EDWARDS, Colorado – When Colorado Mountain College opened its Edwards campus in 2004, there were already plans to expand the school. But campus director Peggy Curry never imagined construction would start again less than a decade later.

“It sure filled up faster than I expected,” Curry said.

It didn’t take long for the new building at Edwards to fill, and not much longer for the place to be too small for the programs provided and the students who wanted them. So – using cash from savings – work started last year on an addition that will roughly double the size of the building. But beyond just more space, this addition promises new ways to make burgeoning programs more effective, and set up the school to become more of a true campus and community meeting place.

Curry and other college officials, along with project architect Jon Keiser of TAB Associates, led a tour of the new space Friday.

Along with the new construction, there have already been improvements to the existing building – walls have come down to make bigger classrooms, and the very popular dance studios have been expanded, too. The new building will provide a student center space, one that’s deliberately being left with plenty of echo, so people sense a vibrant place past the public entrance on the east side.

There’s a new language lab with small studio rooms so students aren’t bothered by other students practicing speech, and a lecture hall with bleacher-type seats that can transform an 80-seat lecture hall into a room for art exhibits or other classes that need a bit more floor space.

But the building’s new skills are really on display in the area for firefighter, ambulance-crew and nursing students.

The fire science room has garage doors big enough to back in two fire trucks. There will be simulated sprinkler systems, that allow students to trouble-shoot sprinklers before finding them in the field. There are places to connect hoses to water fixtures, and, outside, students will be able to do live-fire training.

Students in the emergency medical services, or EMS, programs, will train in rooms that can mimic offices, bedrooms or hospital rooms.

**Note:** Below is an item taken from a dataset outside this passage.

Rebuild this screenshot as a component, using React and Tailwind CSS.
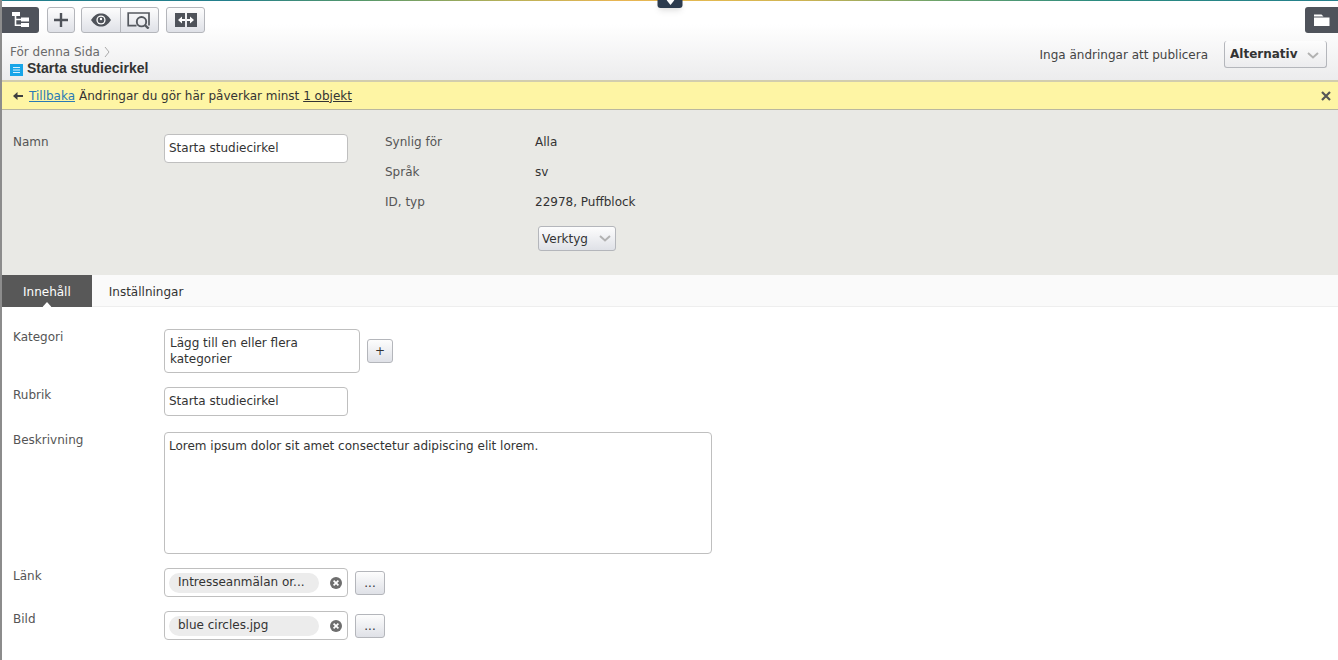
import { useState } from 'react'

const buttonLook = 'border border-[#b4b6bb] rounded-[3px] bg-linear-to-b from-[#fdfdfd] to-[#dfe1e7]'
const fieldLook = 'border border-[#bfbfbf] rounded-[4px] bg-white text-[#333]'

function Chevron({ className }) {
  return (
    <svg className={className} width="12" height="7" viewBox="0 0 12 7" fill="none" stroke="#b2b2b2" strokeWidth="2">
      <path d="M1 1l5 4.5L11 1" />
    </svg>
  )
}

function TreeIcon() {
  return (
    <svg width="18" height="16" viewBox="0 0 18 16" fill="#fff">
      <rect x="0" y="0" width="8" height="4" />
      <rect x="9" y="5.5" width="8" height="4" />
      <rect x="9" y="11" width="8" height="4" />
      <path d="M3.500 4v9.200H9M3.500 7.500H9" fill="none" stroke="#fff" strokeWidth="1.600" />
    </svg>
  )
}

function PlusIcon() {
  return (
    <svg width="14" height="14" viewBox="0 0 14 14" stroke="#4f535a" strokeWidth="2.400">
      <path d="M7 0v14M0 7h14" />
    </svg>
  )
}

function EyeIcon() {
  return (
    <svg width="20" height="14" viewBox="0 0 20 14">
      <path d="M0 7C3 2.400 6 .5 10 .5S17 2.400 20 7c-3 4.600-6 6.500-10 6.500S3 11.600 0 7z" fill="#4f535a" />
      <circle cx="10" cy="7" r="4.600" fill="#fff" />
      <circle cx="10" cy="7" r="3.300" fill="#4f535a" />
      <circle cx="10" cy="6" r="1.200" fill="#fff" />
    </svg>
  )
}

function PreviewIcon() {
  return (
    <svg width="24" height="18" viewBox="0 0 24 18" fill="none" stroke="#55595f">
      <path d="M9.500 14.700H1.200V2H22v12.500" strokeWidth="1.700" />
      <circle cx="14.500" cy="10.700" r="4.700" strokeWidth="1.900" />
      <path d="M17.800 14l3.800 3.600" strokeWidth="2.400" />
    </svg>
  )
}

function SplitIcon() {
  return (
    <svg width="22" height="14" viewBox="0 0 22 14">
      <path d="M0 0h10v14H0zM12 0h10v14H12z" fill="#4f535a" />
      <path d="M3 7l4-3.500V6h3v2H7v2.500zM19 7l-4-3.500V6h-3v2h3v2.500z" fill="#fff" />
    </svg>
  )
}

function FolderIcon() {
  return (
    <svg width="16" height="13" viewBox="0 0 16 13" fill="#fff">
      <path d="M0 .5h7.500l2 2H0zM0 3.500h15.500V12H0z" />
    </svg>
  )
}

function Dropdown({ label, className, chevron }) {
  return (
    <div className="relative w-fit">
      <select aria-label={label} className={`block appearance-none text-[#333] ${className}`}>
        <option>{label}</option>
      </select>
      <Chevron className={`absolute pointer-events-none ${chevron}`} />
    </div>
  )
}

function Row({ label, id, className, children }) {
  return (
    <div className={`flex items-start ${className || ''}`}>
      <label htmlFor={id} className="w-[151px] shrink-0">{label}</label>
      {children}
    </div>
  )
}

function PickerField({ id, value, onClear }) {
  return (
    <>
      <div className={`flex items-center justify-between w-[184px] h-[29px] pl-1 pr-[5px] ${fieldLook}`}>
        <input
          id={id}
          readOnly
          value={value}
          className="w-[150px] h-5 px-[9px] pb-0.5 rounded-full bg-[#ececec] outline-none"
        />
        <button type="button" aria-label="Rensa" onClick={onClear}>
          <svg width="12" height="12" viewBox="0 0 12 12">
            <circle cx="6" cy="6" r="6" fill="#6e6e6e" />
            <path d="M3.600 3.600l4.800 4.800M8.400 3.600L3.600 8.400" stroke="#fff" strokeWidth="1.700" />
          </svg>
        </button>
      </div>
      <button type="button" className={`w-[30px] h-6 mt-[3px] ml-[7px] text-[#333] ${buttonLook}`}>...</button>
    </>
  )
}

export default function App() {
  const [tab, setTab] = useState('Innehåll')
  const [name, setName] = useState('Starta studiecirkel')
  const [heading, setHeading] = useState('Starta studiecirkel')
  const [text, setText] = useState('Lorem ipsum dolor sit amet consectetur adipiscing elit lorem.')
  const [link, setLink] = useState('Intresseanmälan or...')
  const [image, setImage] = useState('blue circles.jpg')

  return (
    <div className="min-h-screen border-l-2 border-[#8c8c8c] bg-white text-[12px] leading-4 text-[#555] font-['Verdana','DejaVu_Sans',sans-serif]">
      <header className="relative bg-linear-to-b from-white from-30% to-[#ececed] border-b-2 border-[#d2cdae]">
        <div className="h-px bg-[linear-gradient(90deg,#237f8c_0%,#237f8c_17%,#56986a_27%,#b9b158_38%,#e8b553_46%,#e0b950_54%,#cdb353_60%,#6da36a_70%,#2b8b80_82%,#237f8c_100%)]" />
        <button
          type="button"
          aria-label="Visa meny"
          className="absolute top-0 left-1/2 -translate-x-1/2 w-[25px] h-2 flex justify-center bg-[#2c3b4e] rounded-b-[3px] shadow-md"
        >
          <svg width="8" height="5" viewBox="0 0 8 5" fill="#fff"><path d="M0 0h8L4 5z" /></svg>
        </button>

        <div className="flex items-start pt-1.5">
          <button type="button" aria-label="Sidträd" className="flex items-center justify-center w-[37px] h-[26px] bg-[#4f535b] rounded-r-[3px]">
            <TreeIcon />
          </button>
          <button type="button" aria-label="Lägg till" className={`flex items-center justify-center w-7 h-[26px] ml-2 ${buttonLook}`}>
            <PlusIcon />
          </button>
          <div className={`flex w-[78px] h-[26px] ml-[6px] ${buttonLook}`}>
            <button type="button" aria-label="Visa" className="flex flex-1 items-center justify-center border-r border-[#b4b6bb]">
              <EyeIcon />
            </button>
            <button type="button" aria-label="Förhandsgranska" className="flex flex-1 items-center justify-center">
              <PreviewIcon />
            </button>
          </div>
          <button type="button" aria-label="Jämför" className={`flex items-center justify-center w-[39px] h-[26px] ml-[7px] ${buttonLook}`}>
            <SplitIcon />
          </button>
          <button type="button" aria-label="Filer" className="flex items-center justify-center w-[33px] h-[26px] ml-auto bg-[#4f535b] rounded-l-[3px]">
            <FolderIcon />
          </button>
        </div>

        <div className="flex items-start justify-between pl-2 pr-[11px] pt-2 pb-1">
          <div className="pt-[3px]">
            <div className="flex items-center gap-1">
              <a href="#sida" className="text-[#6a6a6a]">För denna Sida</a>
              <svg width="6" height="12" viewBox="0 0 6 12" fill="none" stroke="#aaa"><path d="M1 1l4 5-4 5" /></svg>
            </div>
            <h1 className="flex items-center gap-1 font-['Helvetica','Liberation_Sans',sans-serif] text-[14px] leading-4 font-bold text-[#333]">
              <svg className="mt-1" width="13" height="12" viewBox="0 0 13 12">
                <path d="M0 0h13v12H0z" fill="#18a5e8" />
                <path d="M3 3.500h7M3 6h7M3 8.500h7" stroke="#d8f1ff" />
              </svg>
              Starta studiecirkel
            </h1>
          </div>
          <div className="flex items-center gap-4 text-[#444]">
            <span>Inga ändringar att publicera</span>
            <Dropdown
              label="Alternativ"
              className="w-[103px] h-[27px] pl-[5px] font-bold border border-t-0 border-[#b4b6bb] rounded-[3px] bg-linear-to-b from-[#fdfdfd] to-[#ececee]"
              chevron="right-2 top-[11px]"
            />
          </div>
        </div>
      </header>

      <div className="flex items-center h-7 pl-[11px] pr-[7px] bg-[#fef5a4] border-b border-[#b9b7a0] text-[#333]">
        <svg width="10" height="8" viewBox="0 0 10 8" fill="#3f3f3f"><path d="M0 4l4.500-4v3H10v2H4.500v3z" /></svg>
        <a href="#tillbaka" className="ml-[6px] mr-1 underline text-[#2a7ab5]">Tillbaka</a>
        <span>Ändringar du gör här påverkar minst <a href="#objekt" className="underline">1 objekt</a></span>
        <button type="button" aria-label="Stäng" className="ml-auto">
          <svg width="10" height="10" viewBox="0 0 10 10" stroke="#555" strokeWidth="2.200"><path d="M1 1l8 8M9 1L1 9" /></svg>
        </button>
      </div>

      <section className="flex items-start pl-[11px] pt-6 pb-6 bg-[#e9e9e5]">
        <Row label="Namn" id="name">
          <input
            id="name"
            value={name}
            onChange={(e) => setName(e.target.value)}
            className={`w-[184px] h-[29px] px-1 pb-0.5 ${fieldLook}`}
          />
        </Row>
        <dl className="grid grid-cols-[150px_auto] gap-y-[14px] ml-[37px]">
          <dt>Synlig för</dt>
          <dd className="text-[#333]">Alla</dd>
          <dt>Språk</dt>
          <dd className="text-[#333]">sv</dd>
          <dt>ID, typ</dt>
          <dd className="text-[#333]">22978, Puffblock</dd>
          <dd className="col-start-2 pt-0.5 pl-[3px]">
            <Dropdown label="Verktyg" className={`w-[78px] h-[25px] pl-[3px] ${buttonLook}`} chevron="right-[5px] top-[9px]" />
          </dd>
        </dl>
      </section>

      <nav className="flex h-8 bg-[#fafafa] border-b border-[#eee]" role="tablist">
        {['Innehåll', 'Inställningar'].map((t) => (
          <button
            key={t}
            type="button"
            role="tab"
            aria-selected={tab === t}
            onClick={() => setTab(t)}
            className={`relative h-8 pt-0.5 ${tab === t ? 'px-[21px] bg-[#585858] text-white' : 'px-[17px] text-[#333]'}`}
          >
            {t}
            {tab === t && (
              <svg className="absolute bottom-0 left-1/2 -translate-x-1/2" width="9" height="5" viewBox="0 0 9 5" fill="#fff">
                <path d="M0 5l4.500-5L9 5z" />
              </svg>
            )}
          </button>
        ))}
      </nav>

      <form className="flex flex-col gap-[14px] pl-[11px] pt-[22px] pb-5" onSubmit={(e) => e.preventDefault()}>
        <div className="flex items-start">
          <span className="w-[151px] shrink-0">Kategori</span>
          <div className={`w-[196px] p-[5px] ${fieldLook}`}>Lägg till en eller flera kategorier</div>
          <button type="button" aria-label="Lägg till kategori" className={`self-center w-[26px] h-6 ml-[7px] text-[#333] ${buttonLook}`}>+</button>
        </div>
        <Row label="Rubrik" id="heading">
          <input
            id="heading"
            value={heading}
            onChange={(e) => setHeading(e.target.value)}
            className={`w-[184px] h-[29px] px-1 pb-0.5 ${fieldLook}`}
          />
        </Row>
        <Row label="Beskrivning" id="text" className="pt-0.5">
          <textarea
            id="text"
            value={text}
            onChange={(e) => setText(e.target.value)}
            className={`w-[548px] h-[122px] px-1 py-[5px] resize-none ${fieldLook}`}
          />
        </Row>
        <Row label="Länk" id="link">
          <PickerField id="link" value={link} onClear={() => setLink('')} />
        </Row>
        <Row label="Bild" id="image">
          <PickerField id="image" value={image} onClear={() => setImage('')} />
        </Row>
      </form>
    </div>
  )
}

Those rooms can be filled with fog, so students can learn about maneuvering around tight spaces in fires. Simulated hospital rooms will have a full complement of equipment around the beds, so students will know where things like oxygen hoses and sensor plug-ins are located.

All of those rooms will have “sim-man” dummy patients.

Students learning to work on ambulances will also have a full-sized ambulance to work in. The college found a retired ambulance in Nebraska, and brought the business end of the vehicle back to Edwards. The back of the ambulance is already in one wall, but the side panels have been cut out, and can be removed and updated as needed.

Culinary students will have a small kitchen, as well as a greenhouse to grow their own vegetables and herbs.

And, while no one really knows how long it will take for the new programs to fill, college public information officer Debra Crawford said history shows that new facilities tend to draw new students.

And what the college offers may be a big part of the future of higher education, Curry said. Especially since Colorado Mountain College is just starting to offer four-year degrees to students.

“What we’re seeing is that four-year degrees at community colleges are real-world degrees,” Curry said.